The ex-officials were convicted for acts of torture and murder in the Greater Rosario area during the civic-military dictatorship

A group of 16 ex-military and police officers were sentenced to life imprisonment by the Federal Criminal Court #1 of Rosario on Monday. The former officials were convicted of crimes against humanity committed in clandestine centers in the Greater Rosario area during the last civic-military dictatorship.

This was the first time that members of the dictatorship’s Federal Police task force stationed in Rosario had stood trial, and the first conviction for five officers (Juan Carlos Faccendini, Oscar Roberto Giai, Juan Félix Retamozo, Roberto Raúl Squiro and Osvaldo Tebez). The rest of the repressors — Pascual Oscar Guerrieri, Jorge Alberto Fariña, Juan Daniel Amelong, Marino González, Ariel López, Juan Andrés Cabrera, Rodolfo Isach, Walter Pagano, Eduardo Costanzo, Federico Almeder, and Enrique Andrés López — had already been convicted as part of the “mega case” known as “Guerrieri IV.” 
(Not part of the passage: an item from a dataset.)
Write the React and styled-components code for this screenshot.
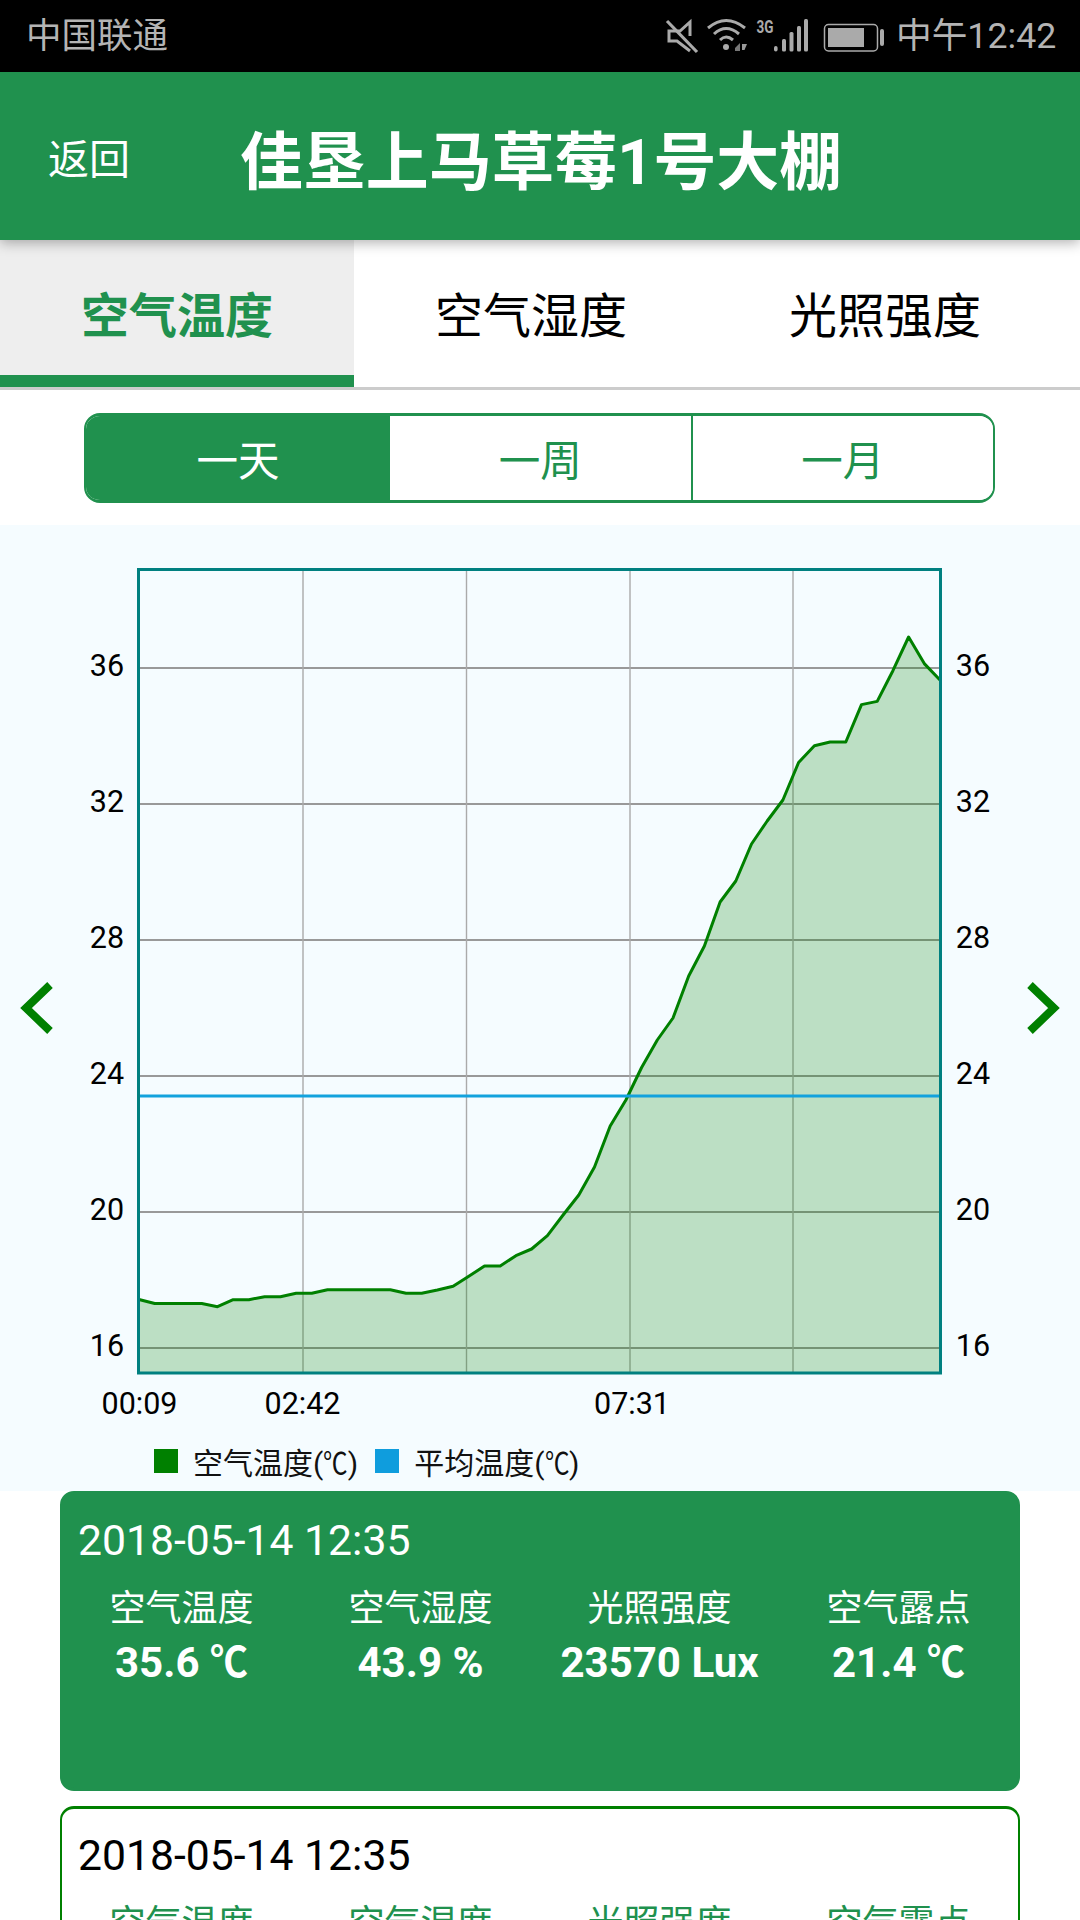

The court formed by judges Carlos Lascano, María Noel Costa and Mariela Rojas served life sentences for crimes that included aggravated homicide, qualified torture, qualified torment, enforced disappearance, child abduction, and kidnapping against 116 people, 62 of whom had not been considered in previous trials. Of those 62 victims, 54 were forcibly disappeared or murdered.

The court also accepted the prosecutor and plaintiffs’ request to expand the charges to include crimes against the victims’ children, each of whom was underage at the time. The victims were transported through different clandestine centers of detention, torture, and extermination in Rosario, Funes, and Granadero Baigorria. 

The trial marks the first prosecution of crimes committed at the former Salesian Home “Ceferino Namuncurá” in Funes — a location managed by the Catholic Church. The plaintiffs had asked that the site be formally recognized as an official clandestine center of detention because at least three of the victims had been illegally detained there, but the request was denied in the court’s final decision.